Myths and Lays of the Middle Kingdom

Foreign Brides--Succession by Male and Female Lines--New Religious Belief--Sebek the Crocodile God--Identified with Set and Sutekh--The Crocodile of the Sun--The Friend and Foe of the Dead--Sebek Kings--The Tame Crocodile--Usert, the Earth Goddess--Resemblance to Isis and Neith --Sutekh and Baal--Significance of Dashur Jewellery--The Great Sphinx--Literary Activity--Egyptian Folksongs--Dialogue of a Man with his Soul--"To be or not to be"--Sun Cult Doctrines--"The Lay of the Harper".

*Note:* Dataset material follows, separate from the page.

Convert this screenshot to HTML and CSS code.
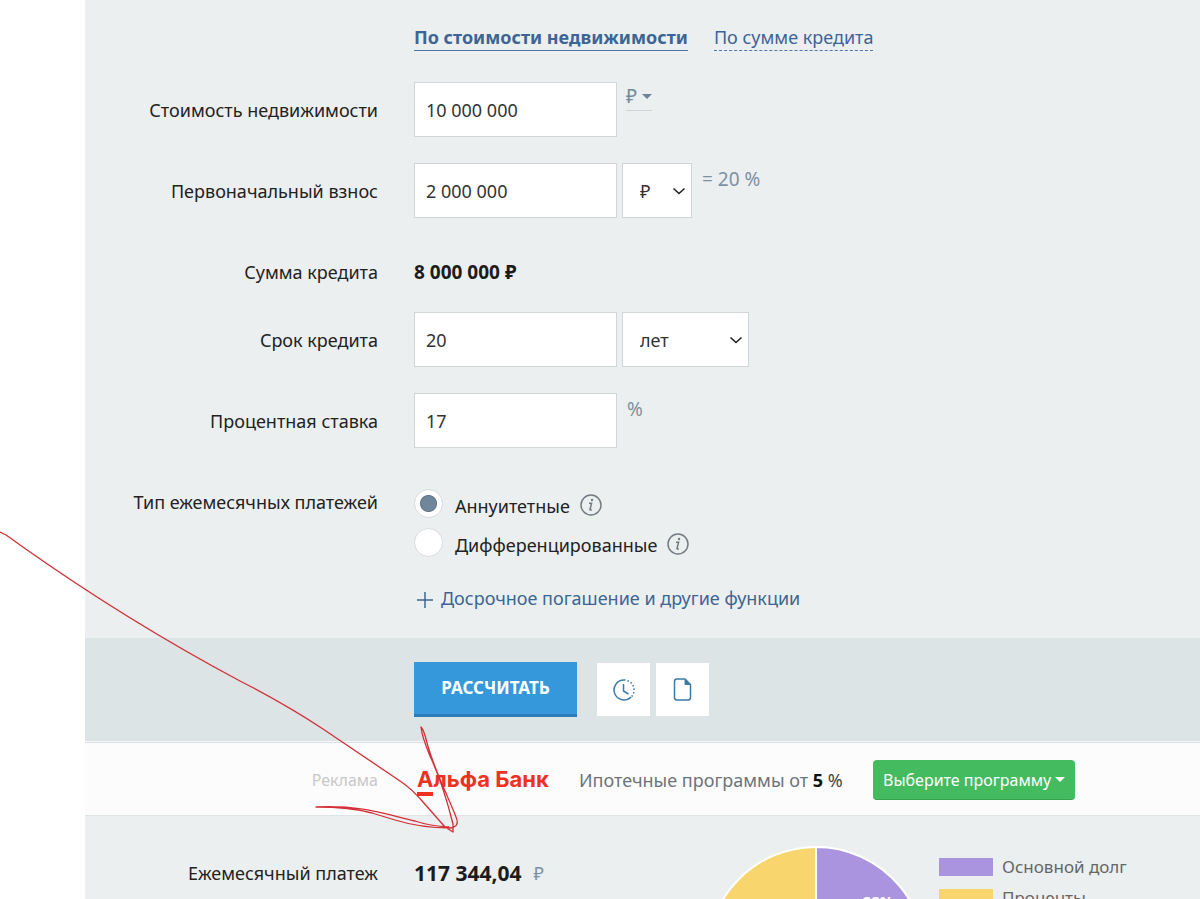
FILE: index.html
```html
<!DOCTYPE html>
<html lang="ru">
<head>
<meta charset="utf-8">
<title>Ипотечный калькулятор</title>
<link rel="stylesheet" href="styles.css">
</head>
<body>
<main class="calculator">
  <form class="form">
    <nav class="tabs">
      <a class="tab tab-active" href="#cost">По стоимости недвижимости</a>
      <a class="tab" href="#sum">По сумме кредита</a>
    </nav>
    <div class="row">
      <label class="label" for="cost">Стоимость недвижимости</label>
      <div class="fields">
        <input class="input" id="cost" type="text" value="10 000 000">
        <button class="currency" type="button">₽<span class="caret"></span></button>
      </div>
    </div>
    <div class="row">
      <label class="label" for="down">Первоначальный взнос</label>
      <div class="fields">
        <input class="input" id="down" type="text" value="2 000 000">
        <span class="select-box select-short">
          <select class="select" aria-label="Единица взноса"><option>₽</option><option>%</option></select>
          <svg class="chevron" viewBox="0 0 14 8"><path d="M1.5 1.5 7 6.500 12.500 1.500"/></svg>
        </span>
        <span class="hint">= 20 %</span>
      </div>
    </div>
    <div class="row row-sum">
      <span class="label">Сумма кредита</span>
      <strong class="sum">8 000 000 ₽</strong>
    </div>
    <div class="row">
      <label class="label" for="term">Срок кредита</label>
      <div class="fields">
        <input class="input" id="term" type="text" value="20">
        <span class="select-box select-long">
          <select class="select" aria-label="Единица срока"><option>лет</option><option>месяцев</option></select>
          <svg class="chevron" viewBox="0 0 14 8"><path d="M1.5 1.5 7 6.500 12.500 1.500"/></svg>
        </span>
      </div>
    </div>
    <div class="row">
      <label class="label" for="rate">Процентная ставка</label>
      <div class="fields">
        <input class="input" id="rate" type="text" value="17">
        <span class="hint">%</span>
      </div>
    </div>
    <div class="row row-type" role="radiogroup" aria-labelledby="type-label">
      <span class="label" id="type-label">Тип ежемесячных платежей</span>
      <div class="options">
        <div class="option">
          <input class="radio" id="annuity" type="radio" name="type" checked>
          <label class="option-text" for="annuity">Аннуитетные</label>
          <svg class="info" viewBox="0 0 22 22"><circle cx="11" cy="11" r="10"/><path d="M9 9.300h2.600L10 15.500q-.2 1.100 1.800.1"/><circle class="info-dot" cx="12" cy="6" r="1.200"/></svg>
        </div>
        <div class="option">
          <input class="radio" id="diff" type="radio" name="type">
          <label class="option-text" for="diff">Дифференцированные</label>
          <svg class="info" viewBox="0 0 22 22"><circle cx="11" cy="11" r="10"/><path d="M9 9.300h2.600L10 15.500q-.2 1.100 1.800.1"/><circle class="info-dot" cx="12" cy="6" r="1.200"/></svg>
        </div>
      </div>
    </div>
    <a class="more" href="#more"><svg class="plus" viewBox="0 0 16 16"><path d="M8 0v16M0 8h16"/></svg>Досрочное погашение и другие функции</a>
  </form>

  <div class="actions">
    <button class="submit" type="button">РАССЧИТАТЬ</button>
    <div class="tools">
      <button class="tool" type="button" aria-label="История">
        <svg class="tool-icon" viewBox="0 0 24 24"><path d="M12 2a10 10 0 1 0 7.100 17.100"/><path class="dots" d="M12 2a10 10 0 0 1 7.100 17.100"/><path d="M11.500 6v7l5 3"/></svg>
      </button>
      <button class="tool" type="button" aria-label="Документ">
        <svg class="tool-icon" viewBox="0 0 24 24"><path d="M6 1h8l5.500 5.500v13A2.500 2.500 0 0 1 17 22H6a2.500 2.500 0 0 1-2.500-2.500v-16A2.500 2.500 0 0 1 6 1z"/><path class="fold" d="M14 1v5.500h5.500z"/></svg>
      </button>
    </div>
  </div>

  <section class="promo">
    <span class="promo-note">Реклама</span>
    <a class="brand" href="#bank"><span class="brand-letter">А</span>льфа Банк</a>
    <span class="promo-text">Ипотечные программы от <span class="promo-rate"><b>5</b> %</span></span>
    <button class="choose" type="button">Выберите программу<span class="caret caret-light"></span></button>
  </section>

  <section class="results">
    <span class="label label-result">Ежемесячный платеж</span>
    <span class="payment"><strong>117 344,04</strong><span class="ruble">₽</span></span>
    <svg class="pie" viewBox="0 0 220 220">
      <circle class="pie-interest" cx="110" cy="110" r="109"/>
      <path class="pie-debt" d="M110 110V1A109 109 0 0 1 216.600 132.700z"/>
      <text class="pie-text" x="172" y="61">28%</text>
    </svg>
    <ul class="legend">
      <li class="legend-item"><span class="swatch swatch-debt"></span>Основной долг</li>
      <li class="legend-item"><span class="swatch swatch-interest"></span>Проценты</li>
    </ul>
  </section>
</main>

<svg class="arrow" viewBox="0 0 1200 899" aria-hidden="true">
  <path d="M0 532L6 535Q12 539 20 545C92 596 165 641 240 681Q285 704 323 729L400 781Q412 789 423 802L445 827L453 832L453 824Q443 784 430 756Q422 737 421 727Q424 730 427 743C434 769 447 794 456 817Q460 826 451 828Q421 828 395 820L372 813Q350 807 316 807C362 805 385 814 415 821Q430 826 449 827"/>
</svg>
</body>
</html>
```

FILE: styles.css
```css
* { box-sizing: border-box; }
body {
  margin: 0;
  height: 100vh;
  overflow: hidden;
  background: #fff;
  color: #222;
  font: 18px/26px "Noto Sans", "Open Sans", sans-serif;
}
button, input, select { margin: 0; font: inherit; color: inherit; }
a { color: #3d6594; text-decoration: none; }
svg { flex: none; fill: none; }

.calculator { height: 100%; margin-left: 85px; overflow: hidden; background: #ebeff0; }
.form { padding: 24px 0 27px; }
.tabs { display: flex; gap: 26px; margin: 0 0 31px 329px; }
.tab { border-bottom: 1px dashed #5578a3; }
.tab-active { border-bottom: 1px solid #4f76a2; font-weight: 700; }

.row {
  display: grid;
  grid-template-columns: 293px 1fr;
  column-gap: 36px;
  align-items: center;
  margin-bottom: 26px;
}
.row-sum { min-height: 55px; margin-bottom: 13px; }
.label { text-align: right; }
.fields { display: flex; gap: 5px; }
.input {
  width: 203px;
  height: 55px;
  padding: 0 11px;
  border: 1px solid #d0d6d8;
  border-radius: 0;
  background: #fff;
  color: #333;
}
.select-box { position: relative; height: 55px; }
.select-short { width: 70px; }
.select-long { width: 127px; }
.select {
  appearance: none;
  width: 100%;
  height: 100%;
  padding: 0 17px;
  border: 1px solid #d0d6d8;
  border-radius: 0;
  background: #fff;
  color: #333;
}
.chevron {
  position: absolute;
  right: 6px;
  top: 24px;
  width: 14px;
  height: 8px;
  stroke: #222;
  stroke-width: 1.6;
  pointer-events: none;
}
.currency {
  display: flex;
  align-items: center;
  align-self: flex-start;
  gap: 5px;
  height: 29px;
  margin-left: 4px;
  padding: 0;
  border: 0;
  border-bottom: 1px solid #cfd5da;
  background: none;
  color: #75889c;
  font-size: 19px;
}
.caret {
  border: 5px solid transparent;
  border-top-color: #6d8499;
  border-bottom: 0;
}
.caret-light { border-top-color: #fff; }
.hint { margin: 3px 0 0 5px; color: #8090a3; font-size: 19px; }
.sum { color: #1c1c1c; font-size: 19px; }

.row-type { align-items: start; margin-bottom: 28px; padding-top: 15px; }
.options { display: grid; gap: 10px; }
.option { display: flex; align-items: center; height: 29px; }
.radio {
  appearance: none;
  flex: none;
  width: 29px;
  height: 29px;
  border: 1px solid #d6dbde;
  border-radius: 50%;
  background: #fff;
}
.radio:checked { background: radial-gradient(circle, #70879b 0 7px, #607486 8px, #fff 9px); }
.option-text { margin: 4px 10px 0 12px; }
.info { width: 22px; height: 22px; margin-top: 3px; stroke: #757b80; stroke-width: 1.5; }
.info-dot { fill: #757b80; stroke: none; }
.more { display: flex; align-items: center; gap: 8px; width: max-content; margin-left: 332px; }
.plus { width: 16px; height: 16px; margin-top: 3px; stroke: #3d6594; stroke-width: 1.5; }

.actions {
  display: flex;
  align-items: center;
  gap: 20px;
  padding: 24px 0 24px 329px;
  border-bottom: 1px solid #f5f8f9;
  background: #dde4e6;
}
.submit {
  width: 163px;
  height: 55px;
  padding: 0;
  border: 0;
  border-bottom: 3px solid #2a7db8;
  background: #3498db;
  color: #fff;
  font-size: 17px;
  font-weight: 700;
}
.tools { display: flex; gap: 6px; }
.tool {
  display: grid;
  place-items: center;
  width: 53px;
  height: 53px;
  padding: 0;
  border: 0;
  background: #fff;
}
.tool-icon { width: 24px; height: 24px; stroke: #3c7ba5; stroke-width: 1.5; }
.dots { stroke-dasharray: 1.5 2; }
.fold { fill: #3c7ba5; stroke-width: 1; }

.promo {
  display: flex;
  align-items: center;
  height: 74px;
  padding-top: 2px;
  border-top: 1px solid #d8e1e6;
  border-bottom: 1px solid #dfe4e6;
  background: #fcfcfc;
}
.promo-note { width: 293px; text-align: right; color: #c8c8c8; font-size: 16px; }
.brand {
  width: 130px;
  margin: 2px 32px 0 39px;
  color: #ef3124;
  font: 700 22px/26px Inter, sans-serif;
  white-space: nowrap;
}
.brand-letter { display: inline-block; border-bottom: 4px solid #ef3124; }
.promo-text { width: 266px; margin-right: 28px; color: #6c747b; white-space: nowrap; }
.promo-rate { color: #444; }
.promo-rate b { color: #111; }
.choose {
  display: flex;
  align-items: center;
  justify-content: space-between;
  width: 202px;
  height: 40px;
  padding: 0 10px;
  border: 0;
  border-bottom: 1px solid #36a34f;
  border-radius: 4px;
  background: #45bb5f;
  color: #fff;
  font-size: 16px;
  white-space: nowrap;
}

.results {
  display: flex;
  align-items: flex-start;
  padding-top: 30px;
}
.label-result { width: 293px; margin-right: 36px; padding-top: 14px; }
.payment { display: flex; gap: 12px; width: 292px; padding-top: 14px; }
.payment strong { color: #1c1c1c; font-size: 21px; }
.ruble { color: #8090a3; }
.pie { width: 220px; height: 220px; stroke: #fff; stroke-width: 2; }
.pie-interest { fill: #f9d56e; }
.pie-debt { fill: #ab94df; }
.pie-text { fill: #fff; stroke: none; font-size: 15px; font-weight: 700; text-anchor: middle; }
.legend {
  display: grid;
  gap: 5px;
  margin: 8px 0 0 13px;
  padding: 0;
  list-style: none;
  color: #666;
  font-size: 17px;
}
.legend-item { display: flex; align-items: center; gap: 9px; }
.swatch { width: 54px; height: 18px; }
.swatch-debt { background: #ab94df; }
.swatch-interest { background: #f9d56e; }

/* Hand-drawn arrow pointing at the monthly payment. */
.arrow {
  position: absolute;
  left: 0;
  top: 0;
  width: 1200px;
  height: 899px;
  stroke: #d32f36;
  stroke-width: 1.3;
  stroke-linejoin: round;
  pointer-events: none;
}
```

DURING the Twelfth Dynasty Babylon fell and Crete was invaded. Egypt alone among the older kingdoms successfully withstood the waves of aggression which were passing over the civilized world. It was not immune, however to foreign influence. A controlling power in Syria had evidently to be reckoned with, for raiding bands were constantly hovering on the frontier. It has been suggested that agreements were concluded, but no records of any survive. There are indications, however, that diplomatic marriages took place, and these may have been arranged for purposes of conciliation. At any rate foreign brides were entering the royal harem, and the exclusive traditions of Egypt were being set at defiance.

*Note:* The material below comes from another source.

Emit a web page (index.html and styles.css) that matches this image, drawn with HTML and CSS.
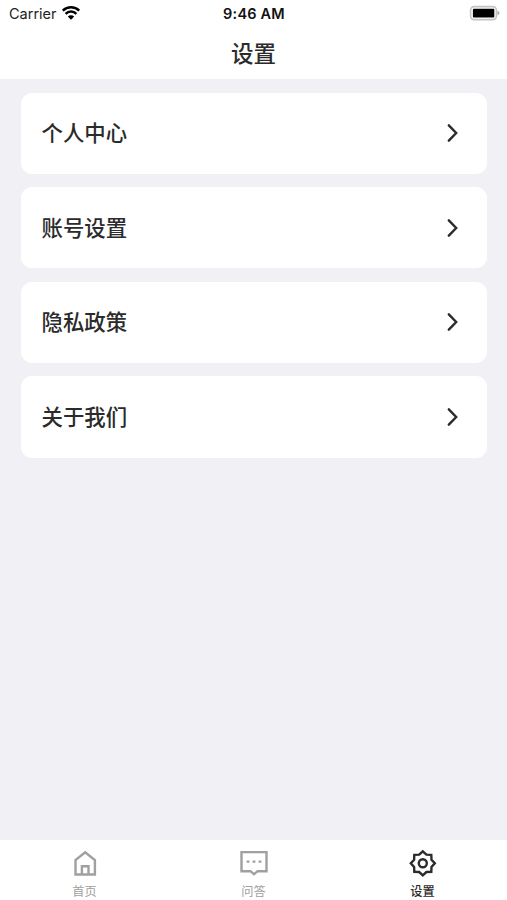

Senusert II had a favourite wife called Nefert, "the beautiful", who appears to have been a Hittite. Her son, Senusert III, and her grandson, Amenemhet III, have been referred to as "new types". 1 Their faces, as is shown plainly in the statuary, have distinct non-Egyptian and non-Semitic characteristics; they are long and angular--the third Senusert's seems quite Mongoloid--with narrow eyes and high cheek bones. There can be no doubt about the foreign strain.

It is apparent that Senusert III ascended the throne as the son of his father. This fact is of special interest, because, during the Twelfth Dynasty, succession by the female line was generally recognized in Egypt. Evidently Senusert II elevated to the rank of Crown Prince the son of his foreign wife. Amenemhet III appears to have been similarly an arbitrary selection. No doubt the queens and dowager queens were making their presence felt, and were responsible for innovations of far-reaching character, which must have aroused considerable opposition. It may be that a legitimist party had become a disturbing element. The high rate of mortality in the royal house during the latter years of the Dynasty suggests the existence of a plot to remove undesirable heirs by methods not unfamiliar in Oriental Courts.

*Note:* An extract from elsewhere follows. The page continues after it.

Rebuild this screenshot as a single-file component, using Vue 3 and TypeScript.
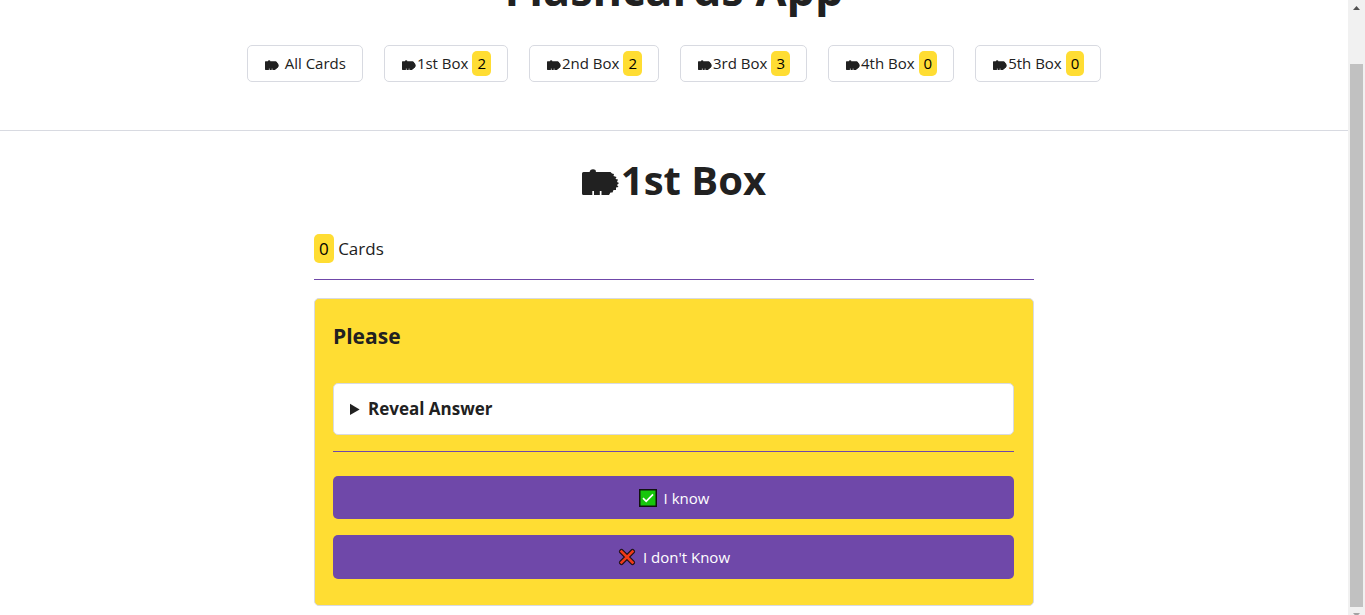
<script setup lang="ts">
import { h } from 'vue'

interface Box {
  name: string
  count?: number
}

const boxes: Box[] = [
  { name: 'All Cards' },
  { name: '1st Box', count: 2 },
  { name: '2nd Box', count: 2 },
  { name: '3rd Box', count: 3 },
  { name: '4th Box', count: 0 },
  { name: '5th Box', count: 0 },
]

const BoxIcon = () =>
  h('svg', { class: 'box-icon', viewBox: '0 0 37 26', 'aria-hidden': 'true' }, [
    h('path', {
      fill: 'currentColor',
      d: 'M1.500 3H7.500L8.500 1Q11-.5 13.500 1L14 3H28.500L30 4.500L32 5L31.500 7L34.500 8L33.500 10L36 10.500L35 13L37 14L35 16L36.500 18L34 18.500L34 21L31.500 21L30.500 23.500L28.500 23.500L27 26H19.500V22H17.800V26H12V22H10.300V26H1.500Q0 26 0 24.500V4.500Q0 3 1.500 3Z',
    }),
  ])
</script>

<template>
  <div class="window">
    <div class="page">
      <header class="top">
        <h1>Flashcards App</h1>
        <nav>
          <a v-for="box in boxes" :key="box.name" href="#">
            <BoxIcon /><span :class="{ spaced: box.count === undefined }">{{ box.name }}</span>
            <mark v-if="box.count !== undefined">{{ box.count }}</mark>
          </a>
        </nav>
      </header>
      <main>
        <h2><BoxIcon />1st Box</h2>
        <p class="total"><mark>0</mark> Cards</p>
        <hr />
        <article>
          <h3>Please</h3>
          <details>
            <summary>Reveal Answer</summary>
          </details>
          <hr />
          <button type="button">
            <svg class="mark-icon" viewBox="0 0 18 18" aria-hidden="true">
              <rect x=".75" y=".75" width="16.500" height="16.500" fill="#16c60c" stroke="#10120f" stroke-width="1.500" />
              <path d="M4 9.200L7.200 12.400L14 5.300" fill="none" stroke="#fff" stroke-width="1.700" />
            </svg>
            I know
          </button>
          <button type="button">
            <svg class="mark-icon" viewBox="0 0 18 18" aria-hidden="true">
              <path d="M3.500 3.500L14.500 14.500M14.500 3.500L3.500 14.500" stroke="#1c1017" stroke-width="5" stroke-linecap="round" />
              <path d="M3.500 3.500L14.500 14.500M14.500 3.500L3.500 14.500" stroke="#f03a17" stroke-width="2.600" stroke-linecap="square" />
            </svg>
            I don't Know
          </button>
        </article>
      </main>
    </div>
    <div class="scrollbar" aria-hidden="true">
      <svg viewBox="0 0 17 17"><path d="M5 10L8.500 6L12 10Z" fill="#505050" /></svg>
      <div class="thumb"></div>
      <svg viewBox="0 0 17 17"><path d="M5 6L8.500 10L12 6Z" fill="#a3a3a3" /></svg>
    </div>
  </div>
</template>

<style>
body {
  margin: 0;
}
</style>

<style scoped>
.window {
  display: grid;
  grid-template-columns: 1fr 17px;
  height: 100vh;
  overflow: hidden;
  background: #fff;
  color: #212121;
  font-family: "Open Sans", "Noto Sans", sans-serif;
  font-size: 17px;
  font-weight: 400;
  line-height: 29px;
}
.page {
  min-width: 0;
  overflow: hidden;
}
.top {
  margin-top: -41px;
  padding-bottom: 48px;
  border-bottom: 1px solid #d8dae1;
  text-align: center;
}
h1,
h2,
h3 {
  margin: 0;
  font-weight: 700;
}
h1 {
  font-size: 45px;
  line-height: 60px;
}
nav {
  display: flex;
  justify-content: center;
  gap: 21px;
  padding-top: 26px;
}
nav a {
  display: flex;
  align-items: center;
  box-sizing: border-box;
  height: 37px;
  padding: 0 16px;
  border: 1px solid #d8dae1;
  border-radius: 5px;
  color: #212121;
  font-size: 15px;
  line-height: 25px;
  text-decoration: none;
}
.box-icon {
  width: 14px;
  height: 10px;
  margin: 2px 1px 0;
}
.spaced {
  padding-left: 5px;
}
mark {
  display: inline-block;
  padding: 0 5px;
  border-radius: 5px;
  background: #ffdd33;
  color: #000;
}
nav mark {
  margin-left: 4px;
}
main {
  width: 720px;
  max-width: 100%;
  margin: 0 auto;
}
h2 {
  padding-top: 22px;
  font-size: 40px;
  line-height: 54px;
  text-align: center;
}
h2 .box-icon {
  width: 37px;
  height: 26px;
  margin: 0 2px 0 0;
}
.total {
  margin: 27px 0 16px;
}
hr {
  height: 1px;
  margin: 0;
  border: 0;
  background: #6f48a9;
}
article {
  margin-top: 18px;
  padding: 18px 19px 26px 18px;
  border: 1px solid #d8dae1;
  border-radius: 5px;
  background: #ffdd33;
}
h3 {
  font-size: 21px;
  line-height: 38px;
}
details {
  margin: 28px 0 16px;
  padding: 11px 16px;
  border: 1px solid #d8dae1;
  border-radius: 5px;
  background: #fff;
}
summary {
  font-weight: 700;
  line-height: 28px;
}
button {
  display: flex;
  align-items: center;
  justify-content: center;
  gap: 7px;
  width: 100%;
  height: 43px;
  margin-top: 16px;
  padding: 0 0 0 1px;
  border: 0;
  border-radius: 5px;
  background: #6f48a9;
  color: #fff;
  font: 400 15px/24px "Open Sans", "Noto Sans", sans-serif;
}
button:last-child {
  height: 44px;
}
hr + button {
  margin-top: 24px;
}
.mark-icon {
  width: 18px;
  height: 18px;
}
.scrollbar {
  display: grid;
  grid-template-rows: 17px 1fr 8px;
  background: #f1f1f1;
}
.scrollbar svg {
  width: 17px;
  height: 17px;
}
.thumb {
  margin: 47px 2px 0;
  background: #c1c1c1;
}
</style>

Along with the new royal faces new religious beliefs also came into prominence. The rise of Sebek, the crocodile god, may have been due to the tendency shown by certain of the Pharaohs to reside in the Fayum. The town of Crocodilopolis was the chief centre of the hitherto obscure Sebek cult. It is noteworthy, however, that the reptile deity was associated with the worship of Set-not the familiar Egyptian Set, but rather his prototype, Sutekh of the Hittites. Apparently an old tribal religion was revived in new and developed form.

In the texts of Unas, Sebek is referred to as the son of Neith, the Libyan "Earth Mother", who personified the female principle, and was believed to be self-sustaining, as she had been self-produced. She was "the unknown one" and "the hidden one", whose veil had never been uplifted. Like other virgin goddesses, she had a fatherless son, the "husband of his mother", who may have been identified with Sebek as a result of early tribal fusion.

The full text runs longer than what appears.